5. Natural gas-fired plants are currently operating at less than 50% capacity. If this administration and this country is really serious about cutting carbon emissions we will turn to natural gas now, not when two guys in their garage find the solar Holy Grail.

Next week, I will write an article on the three E&P (exploration and production) firms I believe will benefit most from an increase in America’s reliance upon “home-grown,” abundant, and cheap natural gas. I’ll also review what I think are the smartest natural gas pipelines for both income and growth.

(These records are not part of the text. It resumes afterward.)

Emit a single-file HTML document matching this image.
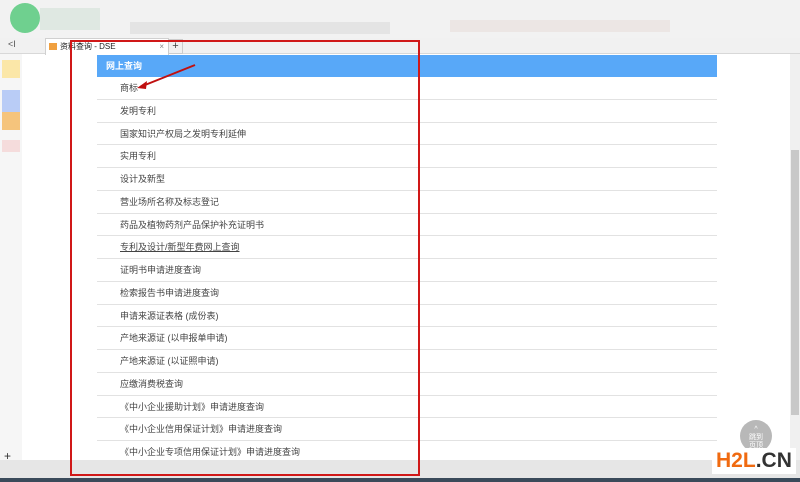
<!DOCTYPE html><html><head><meta charset="utf-8"><style>
body{margin:0;width:800px;height:482px;overflow:hidden;background:#fff;font-family:"Liberation Sans","Noto Sans CJK SC",sans-serif;position:relative}
.a{position:absolute}
.row{position:absolute;left:97px;width:620px;height:22.75px;border-bottom:1px solid #e2e2e2;box-sizing:border-box;font-size:9px;color:#444;line-height:22px;padding-left:23px}
</style></head><body>
<div class="a" style="left:0;top:0;width:800px;height:38px;background:#f2f2f2"></div>
<div class="a" style="left:10px;top:3px;width:30px;height:30px;border-radius:50%;background:#6fd08f"></div>
<div class="a" style="left:40px;top:8px;width:60px;height:22px;background:#dfe8e2"></div>
<div class="a" style="left:130px;top:22px;width:260px;height:12px;background:#e4e4e4"></div>
<div class="a" style="left:450px;top:20px;width:220px;height:12px;background:#ece6e4"></div>
<div class="a" style="left:0;top:38px;width:800px;height:15px;background:#f1f1f1;border-bottom:1px solid #d8d8d8"></div>
<div class="a" style="left:8px;top:39px;font-size:9px;color:#555">&lt;I</div>
<div class="a" style="left:45px;top:38px;width:122px;height:16px;background:#fff;border:1px solid #d0d0d0;border-bottom:none;font-size:8px;line-height:15px;color:#222"><span style="display:inline-block;width:8px;height:7px;background:#f0a040;margin:0 3px 0 3px;vertical-align:middle"></span>资料查询 - DSE<span style="float:right;margin-right:4px;color:#888">×</span></div>
<div class="a" style="left:168px;top:39px;width:13px;height:13px;border:1px solid #ccc;font-size:11px;line-height:12px;text-align:center;color:#444">+</div>
<div class="a" style="left:0;top:54px;width:22px;height:406px;background:#f6f6f6"></div>
<div class="a" style="left:2px;top:60px;width:18px;height:18px;background:#fbe7a8"></div>
<div class="a" style="left:2px;top:90px;width:18px;height:22px;background:#b9ccf6"></div>
<div class="a" style="left:2px;top:112px;width:18px;height:18px;background:#f5c47c"></div>
<div class="a" style="left:2px;top:140px;width:18px;height:12px;background:#f5dcdc"></div>
<div class="a" style="left:97px;top:55px;width:620px;height:22px;background:#58a8f8;color:#fff;font-size:9px;font-weight:bold;line-height:22px;padding-left:9px;box-sizing:border-box">网上查询</div>
<div class="row" style="top:77px">商标</div>
<div class="row" style="top:99.75px">发明专利</div>
<div class="row" style="top:122.5px">国家知识产权局之发明专利延伸</div>
<div class="row" style="top:145.25px">实用专利</div>
<div class="row" style="top:168px">设计及新型</div>
<div class="row" style="top:190.75px">营业场所名称及标志登记</div>
<div class="row" style="top:213.5px">药品及植物药剂产品保护补充证明书</div>
<div class="row" style="top:236.25px"><u>专利及设计/新型年费网上查询</u></div>
<div class="row" style="top:259px">证明书申请进度查询</div>
<div class="row" style="top:281.75px">检索报告书申请进度查询</div>
<div class="row" style="top:304.5px">申请来源证表格 (成份表)</div>
<div class="row" style="top:327.25px">产地来源证 (以申报单申请)</div>
<div class="row" style="top:350px">产地来源证 (以证照申请)</div>
<div class="row" style="top:372.75px">应缴消费税查询</div>
<div class="row" style="top:395.5px">《中小企业援助计划》申请进度查询</div>
<div class="row" style="top:418.25px">《中小企业信用保证计划》申请进度查询</div>
<div class="row" style="top:441px">《中小企业专项信用保证计划》申请进度查询</div>
<div class="a" style="left:790px;top:54px;width:10px;height:406px;background:#f0f0f0"></div>
<div class="a" style="left:791px;top:150px;width:8px;height:265px;background:#c8c8c8"></div>
<div class="a" style="left:740px;top:420px;width:32px;height:32px;border-radius:50%;background:#b8b8b8;color:#fff;font-size:7px;text-align:center;line-height:8px;padding-top:6px;box-sizing:border-box">^<br>跳到<br>页顶</div>
<div class="a" style="left:0;top:460px;width:800px;height:22px;background:#e6e6e6"></div>
<div class="a" style="left:0;top:478px;width:800px;height:4px;background:#3a4a5a"></div>
<div class="a" style="left:4px;top:449px;font-size:12px;color:#333">+</div>
<div class="a" style="left:712px;top:448px;background:#fff;padding:0 4px;font-size:21px;font-weight:bold;line-height:26px"><span style="color:#f06a10">H2L</span><span style="color:#333">.CN</span></div>
<div class="a" style="left:70px;top:40px;width:346px;height:432px;border:2px solid #d01818"></div>
<svg class="a" style="left:0;top:0" width="800" height="482"><line x1="195" y1="65" x2="140" y2="87" stroke="#c01010" stroke-width="2"/><path d="M137 88 L147 81 L146 89 Z" fill="#c01010"/></svg>
</body></html>
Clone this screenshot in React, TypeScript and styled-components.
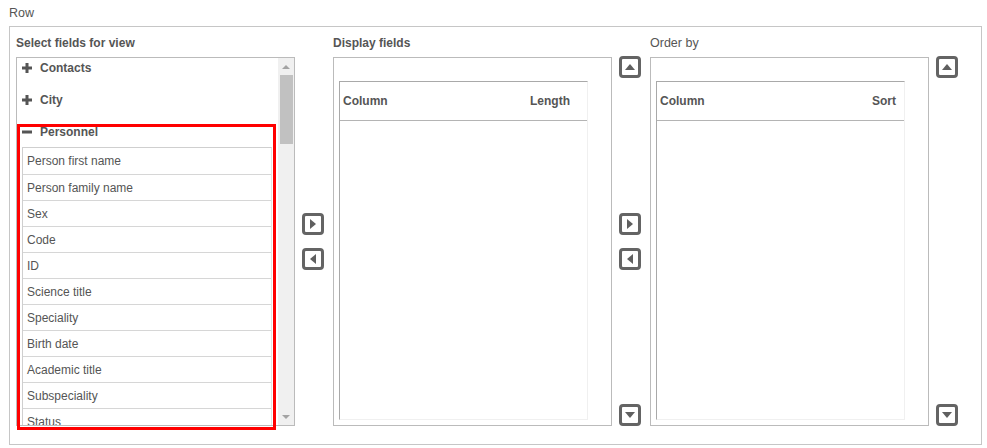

If you can’t wait until then, here’s an ETF that I believe accurately covers the whole industry: the First Trust ISE-Revere Natural Gas Index Fund (FCG). I know and respect some of the principals at Revere (“Revere Data”) and am quite familiar with their methodology and hierarchy that creates a product- and service-based classification system to map where and how companies interact and compete.

FCG would be a good adjunct to the pipelines mentioned above in that it selects companies on the exploration and production side of the business. It selects only the top 30 stocks based upon an internal ranking system, then rebalances on a quarterly basis. Be aware that this methodology will add a level of “active” management versus the passive nature of many ETFs. That might be good, it might be bad, but I see FCG as a great way to give us broad exposure to the entire industry.